Apesar disso, é importante reforçar que feministas, ativistas LGBTQ, movimento negro e outros que representam as minorias políticas não são fortes o suficiente para censurar. Podem reclamar, podem xingar, podem convocar boicote e podem até convencer os produtores culturais da necessidade de que a representação nas obras de ficção sejam mais diversas. Mas a capacidade de influência não vai além disso, o que fica fácil de ver com 5 minutos de pesquisa no Google: não há o suficiente dessas pessoas em posições de poder pra promover o que de fato seria censura. Seja nos três poderes do Estado, seja nas elites dos setores privados.
Quando a maioria do Congresso Nacional for formado por pessoas desses grupos, se isso ocorrer um dia, pode-se pensar nesse risco, mas é fato que a grande maioria do Poder Legislativo é formado por conservadores ou populistas que vão na onda do que vai render mais votos, e quando se trata de questão moral, o que rende voto no Brasil é ser conservador. Por outro lado, obras que representam esses grupos, principalmente os LGBTQ, são censuradas com uma frequência incompatível com a democracia.
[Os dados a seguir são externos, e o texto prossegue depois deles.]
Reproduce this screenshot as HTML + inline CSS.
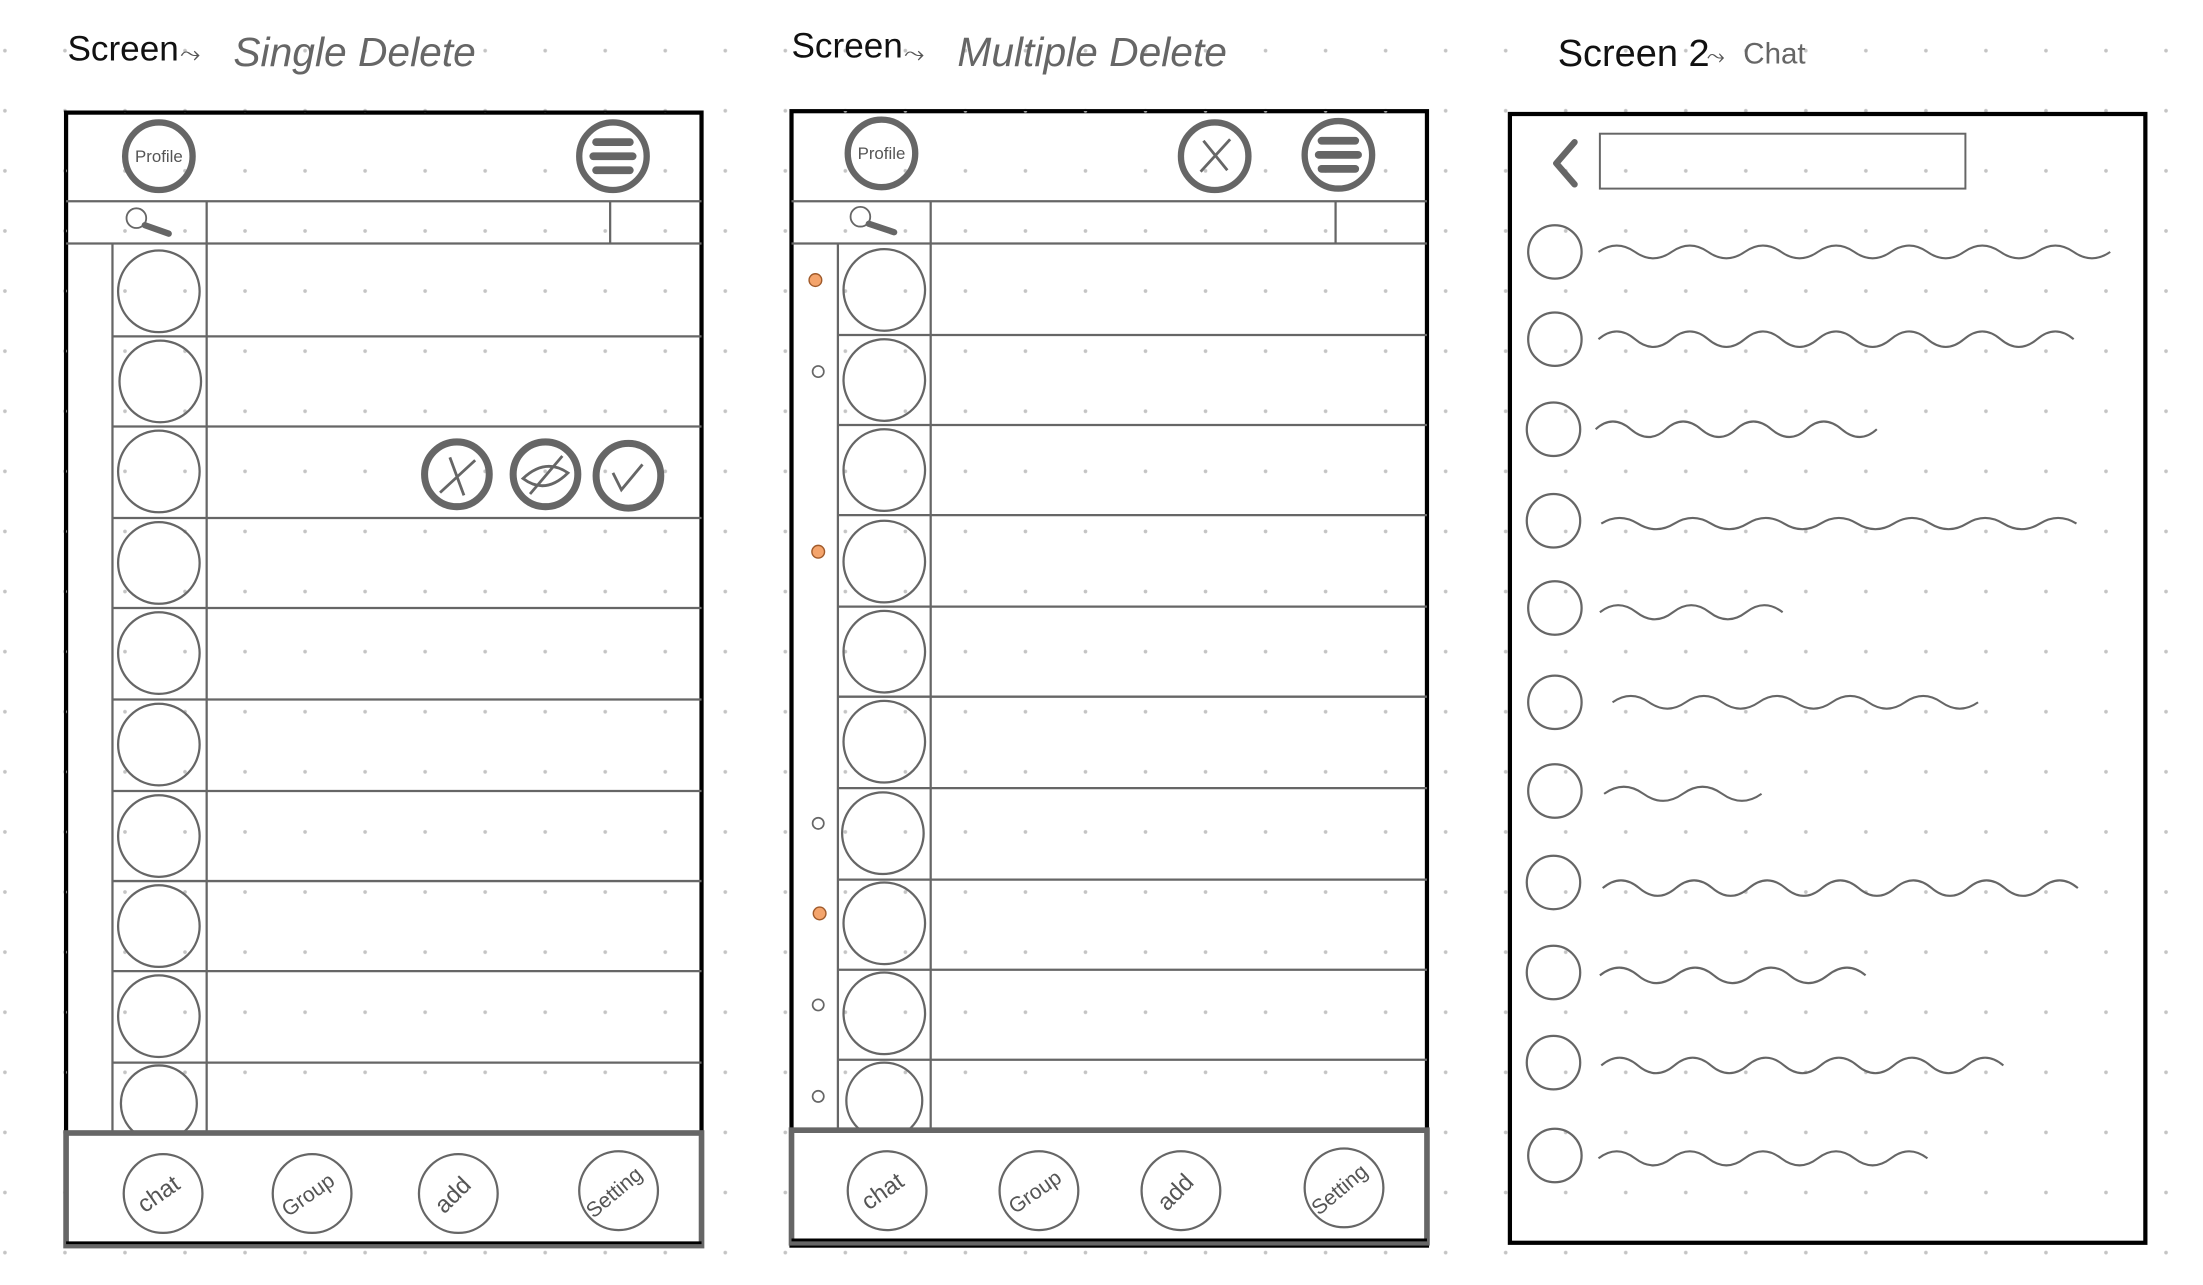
<!DOCTYPE html>
<html><head><meta charset="utf-8"><style>
html,body{margin:0;padding:0;background:#fff;width:2203px;height:1285px;overflow:hidden}
svg{display:block}
text{font-family:"Liberation Sans",sans-serif}
</style></head><body>
<svg width="2203" height="1285" viewBox="0 0 1567 913" preserveAspectRatio="none" xmlns="http://www.w3.org/2000/svg">
<defs>
<pattern id="dots" x="3.5" y="36" width="42.7" height="42.7" patternUnits="userSpaceOnUse">
<circle cx="0" cy="0" r="1.3" fill="#c4c4c4"/><circle cx="42.7" cy="0" r="1.3" fill="#c4c4c4"/><circle cx="0" cy="42.7" r="1.3" fill="#c4c4c4"/><circle cx="42.7" cy="42.7" r="1.3" fill="#c4c4c4"/>
</pattern>
</defs>
<rect width="1567" height="913" fill="url(#dots)"/>

<!-- titles -->
<text x="48" y="43" font-size="25" fill="#111">Screen</text>
<text x="128" y="44" font-size="18" fill="#555">⤳</text>
<text x="166" y="47" font-size="29" fill="#666" font-style="italic">Single Delete</text>
<text x="563" y="41" font-size="25" fill="#111">Screen</text>
<text x="643" y="44" font-size="18" fill="#555">⤳</text>
<text x="681" y="47" font-size="29" fill="#666" font-style="italic">Multiple Delete</text>
<text x="1108" y="47" font-size="27" fill="#111">Screen 2</text>
<text x="1214" y="45" font-size="16" fill="#555">⤳</text>
<text x="1240" y="45" font-size="21" fill="#666">Chat</text>

<!-- ============ SCREEN 1 ============ -->
<g fill="none" stroke="#666" stroke-width="1.6">
<rect x="47" y="80" width="452" height="805" fill="#fff" stroke="#000" stroke-width="3"/>
<rect x="47" y="80" width="452" height="805" fill="url(#dots)" stroke="none"/>
<line x1="47" y1="143" x2="499" y2="143"/>
<line x1="47" y1="173" x2="499" y2="173"/>
<line x1="147" y1="143" x2="147" y2="805"/>
<line x1="434" y1="143" x2="434" y2="173"/>
<line x1="80" y1="173" x2="80" y2="805"/>
<line x1="80" y1="239" x2="499" y2="239"/><line x1="80" y1="303" x2="499" y2="303"/><line x1="80" y1="368" x2="499" y2="368"/><line x1="80" y1="432" x2="499" y2="432"/><line x1="80" y1="497" x2="499" y2="497"/><line x1="80" y1="562" x2="499" y2="562"/><line x1="80" y1="626" x2="499" y2="626"/><line x1="80" y1="690" x2="499" y2="690"/><line x1="80" y1="755" x2="499" y2="755"/>
<circle cx="113" cy="207" r="29"/><circle cx="114" cy="271" r="29"/><circle cx="113" cy="335" r="29"/><circle cx="113" cy="400" r="29"/><circle cx="113" cy="464" r="29"/><circle cx="113" cy="529" r="29"/><circle cx="113" cy="594" r="29"/><circle cx="113" cy="658" r="29"/><circle cx="113" cy="722" r="29"/><circle cx="113" cy="784" r="27"/>
</g>
<rect x="47" y="805" width="452" height="80" fill="#fff" stroke="#666" stroke-width="4"/>
<line x1="47" y1="883" x2="499" y2="883" stroke="#000" stroke-width="2"/>
<g fill="none" stroke="#666">
<circle cx="113" cy="111" r="24" stroke-width="4.5"/>
<circle cx="436" cy="111" r="24" stroke-width="4.5"/>
<g stroke-width="5.5" stroke-linecap="round"><line x1="424" y1="101" x2="448" y2="101"/><line x1="422" y1="111" x2="450" y2="111"/><line x1="424" y1="121" x2="448" y2="121"/></g>
<circle cx="97" cy="155" r="7" stroke-width="1.3"/><line x1="103" y1="160" x2="120" y2="166" stroke-width="4.5" stroke-linecap="round"/>
<circle cx="325" cy="337" r="23" stroke-width="5"/><line x1="313" y1="350" x2="338" y2="327" stroke-width="2"/><line x1="320" y1="325" x2="330" y2="352" stroke-width="2"/>
<circle cx="388" cy="337" r="23" stroke-width="5"/><path d="M372 340 Q388 325 404 336 Q388 352 372 340Z" stroke-width="2"/><line x1="377" y1="351" x2="400" y2="324" stroke-width="2"/>
<circle cx="447" cy="338" r="23" stroke-width="5"/><path d="M436 336 L442 348 L457 330" stroke-width="2"/>
<g stroke-width="1.6"><circle cx="116" cy="848" r="28"/><circle cx="222" cy="848" r="28"/><circle cx="326" cy="848" r="28"/><circle cx="440" cy="846" r="28"/></g>
</g>
<g fill="#555" font-size="15">
<text x="113" y="115" font-size="12" text-anchor="middle">Profile</text>
<text transform="translate(116,853) rotate(-35)" text-anchor="middle" font-size="17">chat</text>
<text transform="translate(222,853) rotate(-35)" text-anchor="middle">Group</text>
<text transform="translate(326,853) rotate(-45)" text-anchor="middle" font-size="17">add</text>
<text transform="translate(440,851) rotate(-40)" text-anchor="middle">Setting</text>
</g>

<!-- ============ SCREEN 2 ============ -->
<g fill="none" stroke="#666" stroke-width="1.6">
<rect x="563" y="79" width="452" height="806" fill="#fff" stroke="#000" stroke-width="3"/>
<rect x="563" y="79" width="452" height="806" fill="url(#dots)" stroke="none"/>
<line x1="563" y1="143" x2="1015" y2="143"/>
<line x1="563" y1="173" x2="1015" y2="173"/>
<line x1="662" y1="143" x2="662" y2="803"/>
<line x1="950" y1="143" x2="950" y2="173"/>
<line x1="596" y1="173" x2="596" y2="803"/>
<line x1="596" y1="238" x2="1015" y2="238"/><line x1="596" y1="302" x2="1015" y2="302"/><line x1="596" y1="366" x2="1015" y2="366"/><line x1="596" y1="431" x2="1015" y2="431"/><line x1="596" y1="495" x2="1015" y2="495"/><line x1="596" y1="560" x2="1015" y2="560"/><line x1="596" y1="625" x2="1015" y2="625"/><line x1="596" y1="689" x2="1015" y2="689"/><line x1="596" y1="753" x2="1015" y2="753"/>
<circle cx="629" cy="206" r="29"/><circle cx="629" cy="270" r="29"/><circle cx="629" cy="334" r="29"/><circle cx="629" cy="399" r="29"/><circle cx="629" cy="463" r="29"/><circle cx="629" cy="527" r="29"/><circle cx="628" cy="592" r="29"/><circle cx="629" cy="656" r="29"/><circle cx="629" cy="720" r="29"/><circle cx="629" cy="782" r="27"/>
<g stroke-width="1.2"><circle cx="582" cy="264" r="4"/><circle cx="582" cy="585" r="4"/><circle cx="582" cy="714" r="4"/><circle cx="582" cy="779" r="4"/></g>
</g>
<g fill="#f4a46c" stroke="#a05a2a" stroke-width="1"><circle cx="580" cy="199" r="4.5"/><circle cx="582" cy="392" r="4.5"/><circle cx="583" cy="649" r="4.5"/></g>
<rect x="563" y="803" width="452" height="80" fill="#fff" stroke="#666" stroke-width="4"/>
<line x1="563" y1="881" x2="1015" y2="881" stroke="#000" stroke-width="2"/>
<g fill="none" stroke="#666">
<circle cx="627" cy="109" r="24" stroke-width="4.5"/>
<circle cx="864" cy="111" r="24" stroke-width="4.5"/><line x1="854" y1="122" x2="875" y2="99" stroke-width="2"/><line x1="856" y1="100" x2="873" y2="121" stroke-width="2"/>
<circle cx="952" cy="110" r="24" stroke-width="4.5"/>
<g stroke-width="5.5" stroke-linecap="round"><line x1="940" y1="100" x2="964" y2="100"/><line x1="938" y1="110" x2="966" y2="110"/><line x1="940" y1="120" x2="964" y2="120"/></g>
<circle cx="612" cy="154" r="7" stroke-width="1.3"/><line x1="618" y1="159" x2="636" y2="165" stroke-width="4.5" stroke-linecap="round"/>
<g stroke-width="1.6"><circle cx="631" cy="846" r="28"/><circle cx="739" cy="846" r="28"/><circle cx="840" cy="846" r="28"/><circle cx="956" cy="844" r="28"/></g>
</g>
<g fill="#555" font-size="15">
<text x="627" y="113" font-size="12" text-anchor="middle">Profile</text>
<text transform="translate(631,851) rotate(-35)" text-anchor="middle" font-size="17">chat</text>
<text transform="translate(739,851) rotate(-35)" text-anchor="middle">Group</text>
<text transform="translate(840,851) rotate(-45)" text-anchor="middle" font-size="17">add</text>
<text transform="translate(956,849) rotate(-40)" text-anchor="middle">Setting</text>
</g>

<!-- ============ SCREEN 3 ============ -->
<rect x="1074" y="81" width="452" height="802" fill="#fff" stroke="#000" stroke-width="3"/>
<rect x="1074" y="81" width="452" height="802" fill="url(#dots)"/>
<g fill="none" stroke="#666" stroke-width="1.6">
<path d="M1120 101 L1107 116 L1120 131" stroke-width="4.5" stroke-linecap="round" stroke-linejoin="round"/>
<rect x="1138" y="95" width="260" height="39" stroke-width="1.4"/>
<circle cx="1106" cy="179" r="19"/><circle cx="1106" cy="241" r="19"/><circle cx="1105" cy="305" r="19"/><circle cx="1105" cy="370" r="19"/><circle cx="1106" cy="432" r="19"/><circle cx="1106" cy="499" r="19"/><circle cx="1106" cy="562" r="19"/><circle cx="1105" cy="627" r="19"/><circle cx="1105" cy="691" r="19"/><circle cx="1105" cy="755" r="19"/><circle cx="1106" cy="821" r="19"/>
<g stroke-width="1.5">
<path d="M1137 179 q13 -9 26 0 t26 0 t26 0 t26 0 t26 0 t26 0 t26 0 t26 0 t26 0 t26 0 t26 0 t26 0 t26 0 t26 0"/>
<path d="M1137 241 q13 -11 26 0 t26 0 t26 0 t26 0 t26 0 t26 0 t26 0 t26 0 t26 0 t26 0 t26 0 t26 0 t26 0"/>
<path d="M1135 305 q12 -11 25 0 t25 0 t25 0 t25 0 t25 0 t25 0 t25 0 t25 0"/>
<path d="M1139 372 q13 -8 26 0 t26 0 t26 0 t26 0 t26 0 t26 0 t26 0 t26 0 t26 0 t26 0 t26 0 t26 0 t26 0"/>
<path d="M1138 435 q13 -10 26 0 t26 0 t26 0 t26 0 t26 0"/>
<path d="M1147 499 q13 -9 26 0 t26 0 t26 0 t26 0 t26 0 t26 0 t26 0 t26 0 t26 0 t26 0"/>
<path d="M1141 564 q14 -10 28 0 t28 0 t28 0 t28 0"/>
<path d="M1140 631 q13 -11 26 0 t26 0 t26 0 t26 0 t26 0 t26 0 t26 0 t26 0 t26 0 t26 0 t26 0 t26 0 t26 0"/>
<path d="M1138 693 q14 -11 27 0 t27 0 t27 0 t27 0 t27 0 t27 0 t27 0"/>
<path d="M1139 757 q13 -11 26 0 t26 0 t26 0 t26 0 t26 0 t26 0 t26 0 t26 0 t26 0 t26 0 t26 0"/>
<path d="M1137 823 q13 -10 26 0 t26 0 t26 0 t26 0 t26 0 t26 0 t26 0 t26 0 t26 0"/>
</g>
</g>
</svg>
</body></html>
Vide a Bienal deste ano.
Sobre os guardiões da “liberdade de expressão”
E, por fim, as pessoas que gostam de evocar liberdade de expressão quando criticam os hobbies delas tem uma grande dificuldade de lembrar que reclamar de algo que você achou ruim, ofensivo ou de mal-gosto também é liberdade de expressão. Fica então difícil compreender até que ponto estão preocupados de fato com censura, já que se for o caso, deveriam igualmente horrorizadas quando juiz proíbe peça de teatro, prefeito manda recolher quadrinho ou deputado federal propõe lei criminalizando gênero musical. Porque se não ficam, cria-se a impressão de que é só um bando de mimado frustrado porque a cultura pop deixou, depois de muita reclamação, de pensar apenas neles como público alvo.